* **What you should do**: Pull out every line with the word "index" from the entries below.

* **Record list**:
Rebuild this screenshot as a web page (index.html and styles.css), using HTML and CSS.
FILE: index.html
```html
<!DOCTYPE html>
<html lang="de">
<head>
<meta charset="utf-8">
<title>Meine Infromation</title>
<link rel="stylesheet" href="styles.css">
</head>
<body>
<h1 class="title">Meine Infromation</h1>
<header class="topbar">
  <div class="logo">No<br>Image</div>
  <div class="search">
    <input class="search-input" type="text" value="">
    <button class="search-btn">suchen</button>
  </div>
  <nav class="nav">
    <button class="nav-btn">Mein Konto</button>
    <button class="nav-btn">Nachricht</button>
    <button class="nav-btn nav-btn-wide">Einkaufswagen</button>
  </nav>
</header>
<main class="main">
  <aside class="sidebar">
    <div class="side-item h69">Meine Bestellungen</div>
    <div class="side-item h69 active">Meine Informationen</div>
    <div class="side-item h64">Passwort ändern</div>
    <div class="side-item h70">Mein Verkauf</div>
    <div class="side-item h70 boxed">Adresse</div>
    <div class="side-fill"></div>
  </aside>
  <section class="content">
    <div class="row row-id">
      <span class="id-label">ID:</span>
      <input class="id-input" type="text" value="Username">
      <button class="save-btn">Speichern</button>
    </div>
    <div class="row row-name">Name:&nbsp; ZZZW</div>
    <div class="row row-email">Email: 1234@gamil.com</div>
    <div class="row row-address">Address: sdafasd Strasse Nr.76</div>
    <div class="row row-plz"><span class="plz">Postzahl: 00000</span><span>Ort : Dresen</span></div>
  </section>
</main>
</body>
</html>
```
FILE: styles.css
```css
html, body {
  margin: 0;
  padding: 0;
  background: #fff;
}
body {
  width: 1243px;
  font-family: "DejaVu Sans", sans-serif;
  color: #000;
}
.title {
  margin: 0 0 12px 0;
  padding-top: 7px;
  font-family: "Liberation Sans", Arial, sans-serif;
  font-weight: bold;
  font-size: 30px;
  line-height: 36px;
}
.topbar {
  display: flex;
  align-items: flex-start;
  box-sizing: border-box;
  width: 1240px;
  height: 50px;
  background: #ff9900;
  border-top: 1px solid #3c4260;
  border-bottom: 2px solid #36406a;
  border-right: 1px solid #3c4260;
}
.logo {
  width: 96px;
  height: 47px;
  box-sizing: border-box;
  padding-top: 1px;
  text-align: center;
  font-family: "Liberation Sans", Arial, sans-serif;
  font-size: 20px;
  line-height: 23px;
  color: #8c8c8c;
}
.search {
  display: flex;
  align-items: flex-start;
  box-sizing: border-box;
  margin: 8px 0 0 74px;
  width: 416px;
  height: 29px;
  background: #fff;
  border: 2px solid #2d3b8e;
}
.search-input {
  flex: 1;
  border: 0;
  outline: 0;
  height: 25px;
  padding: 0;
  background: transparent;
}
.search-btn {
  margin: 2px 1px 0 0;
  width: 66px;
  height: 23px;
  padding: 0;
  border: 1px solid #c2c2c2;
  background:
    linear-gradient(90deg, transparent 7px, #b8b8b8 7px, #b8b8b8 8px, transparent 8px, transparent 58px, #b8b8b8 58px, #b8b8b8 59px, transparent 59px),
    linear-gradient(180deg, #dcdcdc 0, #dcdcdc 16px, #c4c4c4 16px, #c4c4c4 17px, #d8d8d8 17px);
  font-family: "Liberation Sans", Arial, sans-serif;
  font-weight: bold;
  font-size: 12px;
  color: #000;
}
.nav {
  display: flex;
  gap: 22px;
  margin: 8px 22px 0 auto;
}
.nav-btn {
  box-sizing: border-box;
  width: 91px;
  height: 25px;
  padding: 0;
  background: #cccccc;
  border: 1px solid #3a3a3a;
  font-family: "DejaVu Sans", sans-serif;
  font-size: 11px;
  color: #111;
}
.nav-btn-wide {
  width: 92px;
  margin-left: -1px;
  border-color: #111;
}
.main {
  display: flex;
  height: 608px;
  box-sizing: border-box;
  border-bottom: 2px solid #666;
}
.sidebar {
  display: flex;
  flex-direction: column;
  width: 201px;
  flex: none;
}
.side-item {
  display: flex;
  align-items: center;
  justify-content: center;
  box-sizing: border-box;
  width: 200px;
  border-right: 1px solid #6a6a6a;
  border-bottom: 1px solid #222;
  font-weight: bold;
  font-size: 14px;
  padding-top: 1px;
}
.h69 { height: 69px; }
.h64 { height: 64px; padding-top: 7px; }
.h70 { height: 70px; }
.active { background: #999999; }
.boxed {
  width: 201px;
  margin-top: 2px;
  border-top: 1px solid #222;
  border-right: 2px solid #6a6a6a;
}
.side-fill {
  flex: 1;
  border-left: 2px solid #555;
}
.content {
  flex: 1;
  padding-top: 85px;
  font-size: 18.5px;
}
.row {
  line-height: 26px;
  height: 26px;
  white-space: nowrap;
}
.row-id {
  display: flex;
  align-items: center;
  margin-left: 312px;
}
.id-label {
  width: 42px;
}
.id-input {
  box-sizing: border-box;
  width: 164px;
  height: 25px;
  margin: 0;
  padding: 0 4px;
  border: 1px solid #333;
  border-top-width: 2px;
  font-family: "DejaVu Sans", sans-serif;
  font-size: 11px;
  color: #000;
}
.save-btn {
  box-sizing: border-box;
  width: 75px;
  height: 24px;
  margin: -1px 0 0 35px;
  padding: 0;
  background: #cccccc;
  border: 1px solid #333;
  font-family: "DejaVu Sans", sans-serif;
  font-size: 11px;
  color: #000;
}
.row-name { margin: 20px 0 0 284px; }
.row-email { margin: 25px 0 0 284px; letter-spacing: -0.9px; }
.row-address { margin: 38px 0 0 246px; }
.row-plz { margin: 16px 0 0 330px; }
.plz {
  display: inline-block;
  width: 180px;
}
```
==
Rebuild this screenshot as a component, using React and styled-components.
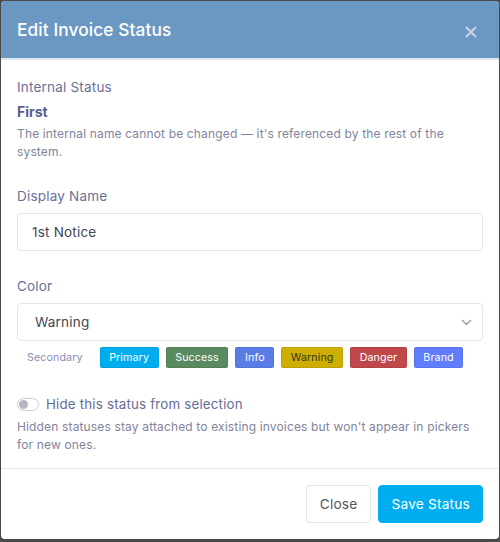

* **The answer**:
Rebuild this screenshot as a web page (index.html and styles.css), using HTML and CSS.
FILE: index.html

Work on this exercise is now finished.